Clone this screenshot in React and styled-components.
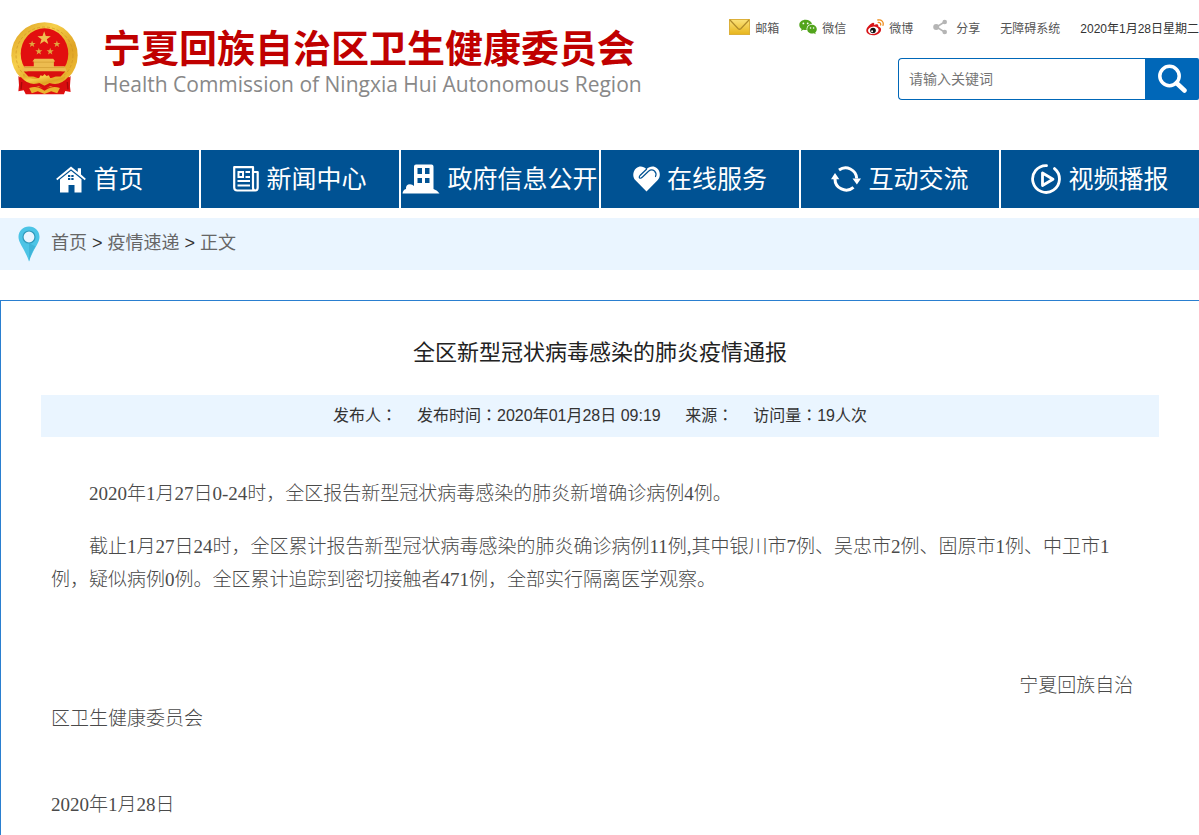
import React from 'react';
import styled, { createGlobalStyle } from 'styled-components';

const GlobalStyle = createGlobalStyle`
    * {
        box-sizing: border-box;
    }
    body {
        margin: 0;
        background: #fff;
        color: #333;
        font-family: 'Liberation Sans', 'Noto Sans CJK SC', sans-serif;
        font-size: 16px;
    }
    h1, h2, p {
        margin: 0;
        font-weight: normal;
    }
    a {
        color: inherit;
        text-decoration: none;
    }
    svg {
        display: block;
        flex: none;
    }
`;

const Header = styled.header`
    display: flex;
    justify-content: space-between;
    min-height: 150px;
`;

const Brand = styled.a`
    display: flex;
    align-items: flex-start;
    gap: 25px;
    padding: 22px 0 0 11px;
`;

const BrandText = styled.div`
    display: flex;
    flex-direction: column;
    gap: 4px;
    padding-top: 4px;
    white-space: nowrap;
`;

const SiteName = styled.h1`
    && {
        font-weight: bold;
    }
    font-family: 'Noto Sans CJK SC', sans-serif;
    font-size: 38px;
    line-height: 40px;
    color: #c00000;
`;

const SiteNameEn = styled.p`
    font-family: 'Open Sans', sans-serif;
    font-size: 21px;
    line-height: 28px;
    color: #888;
`;

const HeaderSide = styled.div`
    display: flex;
    flex-direction: column;
    align-items: flex-end;
    gap: 18px;
    padding-top: 14px;
`;

const TopBar = styled.div`
    display: flex;
    align-items: center;
    gap: 20px;
    height: 26px;
    font-size: 12px;
    white-space: nowrap;
`;

const TopLink = styled.a`
    display: flex;
    align-items: center;
    gap: 5px;
    color: #555;
`;

const SearchForm = styled.form`
    display: flex;
    width: 301px;
    height: 42px;
`;

const SearchInput = styled.input`
    flex: 1;
    min-width: 0;
    padding: 0 10px;
    border: 1px solid #0067b8;
    border-right: 0;
    border-radius: 4px 0 0 4px;
    font-family: inherit;
    font-size: 14px;
    outline: none;
    &::placeholder {
        color: #757575;
        opacity: 1;
    }
`;

const SearchButton = styled.button`
    display: flex;
    align-items: center;
    justify-content: center;
    width: 54px;
    padding: 0;
    border: 0;
    border-radius: 0 2px 2px 0;
    background: #0067b8;
    cursor: pointer;
`;

const Nav = styled.nav`
    display: grid;
    grid-template-columns: repeat(6, 1fr);
    gap: 2px;
    padding-left: 1px;
`;

const NavLink = styled.a`
    display: flex;
    align-items: center;
    justify-content: center;
    gap: 7px;
    height: 58px;
    background: #005293;
    color: #fff;
    font-size: 25px;
    white-space: nowrap;
    &:hover {
        background: #0067b8;
    }
`;

const NavLabel = styled.span`
    padding-bottom: 4px;
`;

const Crumbs = styled.nav`
    display: flex;
    align-items: center;
    gap: 11px;
    height: 52px;
    margin-top: 10px;
    padding-left: 18px;
    background: #eaf5ff;
    font-size: 18px;
    line-height: 50px;
    a, span {
        color: #666;
    }
`;

const CrumbText = styled.div`
    align-self: flex-start;
`;

const Article = styled.main`
    margin-top: 30px;
    padding: 36px 40px 14px;
    border: solid #2a7fd0;
    border-width: 1px 0 0 1px;
`;

const Title = styled.h2`
    font-size: 22px;
    line-height: 32px;
    text-align: center;
    color: #222;
`;

const Meta = styled.div`
    display: flex;
    justify-content: center;
    gap: 20px;
    margin-top: 26px;
    background: #eaf5ff;
    line-height: 42px;
`;

// the TC face centres the full-width colon in its box
const Colon = styled.span`
    font-family: 'Noto Sans CJK TC', sans-serif;
    line-height: 1;
`;

const Content = styled.div`
    display: flex;
    flex-direction: column;
    gap: 20px;
    padding: 40px 20px 0 10px;
    font-family: 'Liberation Serif', 'Noto Sans CJK SC', serif;
    font-size: 19px;
    line-height: 33px;
    color: #4a4a4a;
    p {
        font-weight: 300;
    }
`;

const Paragraph = styled.p`
    text-indent: 2em;
`;

const Signature = styled.p`
    margin-top: 53px;
    text-indent: 89%;
`;

const IssueDate = styled.p`
    margin-top: 33px;
`;

const star = (cx, cy, r) =>
    Array.from({ length: 10 }, (_, i) => {
        const a = (Math.PI / 5) * i - Math.PI / 2;
        const d = i % 2 ? r * 0.4 : r;
        return `${(cx + d * Math.cos(a)).toFixed(1)},${(cy + d * Math.sin(a)).toFixed(1)}`;
    }).join(' ');

const Emblem = () => (
    <svg width="67" height="73" viewBox="0 0 200 216" aria-hidden="true">
        <defs>
            <linearGradient id="gold" x1="0" y1="0" x2="1" y2="1">
                <stop offset="0" stopColor="#d99a1c" />
                <stop offset="0.35" stopColor="#f6cf4a" />
                <stop offset="0.65" stopColor="#e0a424" />
                <stop offset="1" stopColor="#f3c63c" />
            </linearGradient>
        </defs>
        <path d="M27 156 L22 206 L38 203 L44 215 L158 215 L162 205 L178 208 L172 156 Z" fill="#e01010" />
        <ellipse cx="100" cy="98" rx="99" ry="98" fill="url(#gold)" />
        <path d="M22 160 Q50 192 100 196 Q150 192 178 160 L176 190 L152 208 L48 208 L24 190 Z" fill="#d80f0f" />
        <ellipse cx="100" cy="98" rx="85" ry="84" fill="none" stroke="#cf9324" strokeWidth="2" strokeDasharray="9 6" />
        <ellipse cx="100" cy="94" rx="71" ry="76" fill="#e20f0f" />
        <polygon points={star(99, 48, 21)} fill="#f0c050" />
        <polygon points={star(63, 65, 11)} fill="#e0a840" />
        <polygon points={star(137, 65, 11)} fill="#e0a840" />
        <polygon points={star(83, 87, 11)} fill="#e0a840" />
        <polygon points={star(117, 87, 11)} fill="#e0a840" />
        <path d="M70 109 H126 L132 117 H128 V131 H160 L167 147 H33 L40 131 H68 V117 H64 Z" fill="#ecbc50" />
        <path d="M68 119 H128 M40 135 H160" stroke="#cf9a30" strokeWidth="2" />
        <path d="M38 147 H162 L148 162 H52 Z" fill="#d90f0f" />
        <path d="M36 156 Q68 176 84 166 L88 158 L95 160 L100 154 L106 160 L113 158 L117 166 Q134 176 164 156 L158 176 L132 184 L118 180 L100 188 L82 180 L66 184 L40 176 Z" fill="url(#gold)" />
        <path d="M26 166 Q52 196 84 186 L100 194 L116 186 Q148 196 174 166" fill="none" stroke="#d80f0f" strokeWidth="9" />
        <path d="M54 196 Q76 190 90 198 L100 204 L110 198 Q126 190 146 196 L138 212 L120 206 L100 214 L80 206 L62 212 Z" fill="#eab22f" />
        <path d="M32 178 L30 200 M168 178 L170 200" stroke="#a80909" strokeWidth="4" />
    </svg>
);

const MailIcon = () => (
    <svg width="21" height="16" viewBox="0 0 21 16" aria-hidden="true">
        <defs>
            <linearGradient id="mail" x1="0" y1="0" x2="0" y2="1">
                <stop offset="0" stopColor="#fbe27a" />
                <stop offset="1" stopColor="#e7b51c" />
            </linearGradient>
        </defs>
        <rect x="0.5" y="0.5" width="20" height="15" fill="url(#mail)" stroke="#dcb03a" />
        <path d="M1 1 L9 9.500 Q10.500 11 12 9.500 L20 1" fill="none" stroke="#b08c2c" strokeWidth="1.200" />
    </svg>
);

const WechatIcon = () => (
    <svg width="18" height="16" viewBox="0 0 18 16" aria-hidden="true">
        <path d="M6.600 0.800 C3 0.800 0.300 3 0.300 5.900 C0.300 7.500 1.200 8.900 2.600 9.900 L2 12 L4.300 10.700 C5.500 11 6.500 11.100 7.700 10.900 C7 7.800 9.500 5 13 5 C12.500 2.600 9.900 0.800 6.600 0.800 Z" fill="#52a41c" />
        <path d="M17.800 10.200 C17.800 7.700 15.600 5.800 12.900 5.800 C10.200 5.800 8.200 7.800 8.200 10.200 C8.200 12.600 10.300 14.500 13 14.500 C13.700 14.500 14.300 14.400 14.900 14.200 L16.700 15.200 L16.200 13.500 C17.200 12.700 17.800 11.500 17.800 10.200 Z" fill="#52a41c" />
        <g fill="#fff">
            <circle cx="4.400" cy="4.400" r="0.900" />
            <circle cx="8.700" cy="4.400" r="0.900" />
            <circle cx="11.500" cy="9" r="0.800" />
            <circle cx="14.600" cy="9" r="0.800" />
        </g>
    </svg>
);

const WeiboIcon = () => (
    <svg width="18" height="17" viewBox="0 0 18 17" aria-hidden="true">
        <path d="M6.500 4 C7.900 3.500 8.600 4.300 8.100 5.900 C10.500 4.900 12.700 5.100 12.300 7.400 C14.500 8 15.600 9.600 14.900 11.700 C14 14.500 10.600 16.300 7 16.200 C3.200 16.100 0.300 14.300 0.300 11.500 C0.300 8.900 3.600 5 6.500 4 Z" fill="#d81418" />
        <ellipse cx="7.300" cy="11.300" rx="5.300" ry="3.700" fill="#fff" transform="rotate(-8 7.300 11.300)" />
        <circle cx="7" cy="11.500" r="2.800" fill="#111" />
        <circle cx="6.100" cy="12.200" r="1" fill="#fff" />
        <path d="M11.800 1 C15.500 0.300 18 3 17 6.400 M12.200 3.500 C14.100 3.200 15 4.500 14.600 6" fill="none" stroke="#ee8d1c" strokeWidth="1.300" strokeLinecap="round" />
    </svg>
);

const ShareIcon = () => (
    <svg width="18" height="16" viewBox="0 0 18 16" aria-hidden="true">
        <path d="M11.500 3 L3.500 8 L11.500 13" fill="none" stroke="#b5b5b5" strokeWidth="1.500" />
        <g fill="#b5b5b5">
            <circle cx="3.200" cy="8" r="3" />
            <circle cx="11.700" cy="3" r="2.300" />
            <circle cx="11.700" cy="13" r="2.300" />
        </g>
    </svg>
);

const SearchIcon = () => (
    <svg width="30" height="30" viewBox="0 0 30 30" fill="none" stroke="#fff" aria-hidden="true">
        <circle cx="12.500" cy="12" r="9.700" strokeWidth="3.500" />
        <path d="M19.500 19 L27.500 26.500" strokeWidth="4.500" strokeLinecap="round" />
    </svg>
);

const HomeIcon = () => (
    <svg width="30" height="27" viewBox="0 0 30 27" fill="#fff" aria-hidden="true">
        <path d="M15 0.500 L21.800 6 V2.200 H25 V8.600 L29.800 12.800 L28.800 14.200 L15 3.200 L1.200 14.200 L0.200 12.800 Z" />
        <path d="M15 4.800 L25.500 13.200 V26.500 H18.500 V19 H12.500 V26.500 H4 V13.600 Z" />
        <path d="M12 9 H14.300 V11 H12 Z M15.300 9 H17.600 V11 H15.300 Z M12 12 H14.300 V14 H12 Z M15.300 12 H17.600 V14 H15.300 Z" fill="#005293" />
    </svg>
);

const NewsIcon = () => (
    <svg width="26" height="26" viewBox="0 0 26 26" fill="none" stroke="#fff" aria-hidden="true">
        <path d="M1.200 1.200 H20 V21.500 Q20 24.500 22.300 24.500 H4.200 Q1.200 24.500 1.200 21.500 Z M20 6 H24.700 V21.500 Q24.700 24.500 22.300 24.500" strokeWidth="2.200" strokeLinejoin="round" />
        <rect x="5.500" y="6" width="4.500" height="5" strokeWidth="2" />
        <path d="M12.500 6 H17 M12.500 11 H17 M4.500 15 H17 M4.500 19.500 H17" strokeWidth="2" />
    </svg>
);

const BuildingIcon = () => (
    <svg width="38" height="30" viewBox="0 0 38 30" aria-hidden="true">
        <path d="M12 28 V2.500 Q12 0.500 14 0.500 H29.500 Q31.500 0.500 31.500 2.500 V25 Q35.500 26 37.500 29.500 H0.500 Q1 25.500 4 25 Q3.600 20.500 8 20.300 Q10.500 20.300 12 22 Z" fill="#fff" />
        <path d="M15.500 4 H20 V10 H15.500 Z M23 4 H27.500 V10 H23 Z M15.500 14 H20 V19 H15.500 Z M23 14 H27.500 V19 H23 Z" fill="#005293" />
    </svg>
);

const HeartIcon = () => (
    <svg width="27" height="26" viewBox="0 0 27 26" aria-hidden="true">
        <path d="M13.500 25.500 L2.200 14 C-0.800 10.500 -0.200 5 3.200 2.200 C6.500 -0.300 10.500 0.200 13.500 3.200 C16.500 0.200 21 -0.300 24 2.200 C27.400 5 27.800 10.500 24.800 14 Z" fill="#fff" />
        <path d="M13.500 3.200 L7 9.500 Q5.500 11.500 7 12.200 Q8 12.500 9.500 11 L15.500 5.300 Q18.500 2.800 21.500 5 Q24 7.500 22.500 10.500" fill="none" stroke="#005293" strokeWidth="1.200" strokeLinecap="round" />
    </svg>
);

const CycleIcon = () => (
    <svg width="30" height="26" viewBox="0 0 30 26" aria-hidden="true">
        <path d="M8 4 A11.200 11.200 0 0 1 25.700 12.500 M22.500 21.300 A11.200 11.200 0 0 1 4 12.500" fill="none" stroke="#fff" strokeWidth="3" />
        <path d="M21.500 12.500 H30 L25.900 18.500 Z M0 13.200 H8.300 L4 7 Z" fill="#fff" />
    </svg>
);

const PlayIcon = () => (
    <svg width="30" height="30" viewBox="0 0 30 30" fill="none" stroke="#fff" strokeLinecap="round" strokeLinejoin="round" aria-hidden="true">
        <path d="M15.500 1.600 A13.400 13.400 0 1 0 23.500 4.600" strokeWidth="2.800" />
        <path d="M11.500 9 V21.500 L22 15.200 Z" strokeWidth="2.800" />
    </svg>
);

const PinIcon = () => (
    <svg width="22" height="36" viewBox="0 0 22 36" aria-hidden="true">
        <path d="M11 0.500 C5 0.500 0.500 5 0.500 11 C0.500 17.500 7 23 11 35.500 C15 23 21.500 17.500 21.500 11 C21.500 5 17 0.500 11 0.500 Z" fill="#4cc4e6" />
        <path d="M11 17 L17.500 20.500 C15 24 12.500 29 11 35.500 Z" fill="#3fb4d8" />
        <circle cx="11" cy="11" r="6" fill="#eaf5ff" stroke="#3099bb" strokeWidth="1.200" />
    </svg>
);

const topLinks = [
    { label: '邮箱', Icon: MailIcon },
    { label: '微信', Icon: WechatIcon },
    { label: '微博', Icon: WeiboIcon },
    { label: '分享', Icon: ShareIcon },
];

const navItems = [
    { label: '首页', Icon: HomeIcon },
    { label: '新闻中心', Icon: NewsIcon },
    { label: '政府信息公开', Icon: BuildingIcon },
    { label: '在线服务', Icon: HeartIcon },
    { label: '互动交流', Icon: CycleIcon },
    { label: '视频播报', Icon: PlayIcon },
];

const App = () => (
    <>
        <GlobalStyle />
        <Header>
            <Brand href="#">
                <Emblem />
                <BrandText>
                    <SiteName>宁夏回族自治区卫生健康委员会</SiteName>
                    <SiteNameEn>Health Commission of Ningxia Hui Autonomous Region</SiteNameEn>
                </BrandText>
            </Brand>
            <HeaderSide>
                <TopBar>
                    {topLinks.map(({ label, Icon }) => (
                        <TopLink href="#" key={label}><Icon />{label}</TopLink>
                    ))}
                    <TopLink href="#">无障碍系统</TopLink>
                    <span>2020年1月28日星期二</span>
                </TopBar>
                <SearchForm onSubmit={(e) => e.preventDefault()}>
                    <SearchInput type="text" aria-label="请输入关键词" placeholder="请输入关键词" />
                    <SearchButton type="submit" aria-label="搜索"><SearchIcon /></SearchButton>
                </SearchForm>
            </HeaderSide>
        </Header>
        <Nav>
            {navItems.map(({ label, Icon }) => (
                <NavLink href="#" key={label}><Icon /><NavLabel>{label}</NavLabel></NavLink>
            ))}
        </Nav>
        <Crumbs>
            <PinIcon />
            <CrumbText>
                <a href="#">首页</a> &gt; <a href="#">疫情速递</a> &gt; <span>正文</span>
            </CrumbText>
        </Crumbs>
        <Article>
            <Title>全区新型冠状病毒感染的肺炎疫情通报</Title>
            <Meta>
                <span>发布人<Colon>：</Colon></span>
                <span>发布时间<Colon>：</Colon>2020年01月28日 09:19&nbsp;</span>
                <span>来源<Colon>：</Colon></span>
                <span>访问量<Colon>：</Colon>19人次</span>
            </Meta>
            <Content>
                <Paragraph>2020年1月27日0-24时，全区报告新型冠状病毒感染的肺炎新增确诊病例4例。</Paragraph>
                <Paragraph>截止1月27日24时，全区累计报告新型冠状病毒感染的肺炎确诊病例11例,其中银川市7例、吴忠市2例、固原市1例、中卫市1例，疑似病例0例。全区累计追踪到密切接触者471例，全部实行隔离医学观察。</Paragraph>
                <Signature>宁夏回族自治区卫生健康委员会</Signature>
                <IssueDate>2020年1月28日</IssueDate>
            </Content>
        </Article>
    </>
);

export default App;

What is expected:
Pull out every line in the data above that has the word "components".

Complete response:
Clone this screenshot in React and styled-components.
import styled, { createGlobalStyle } from 'styled-components';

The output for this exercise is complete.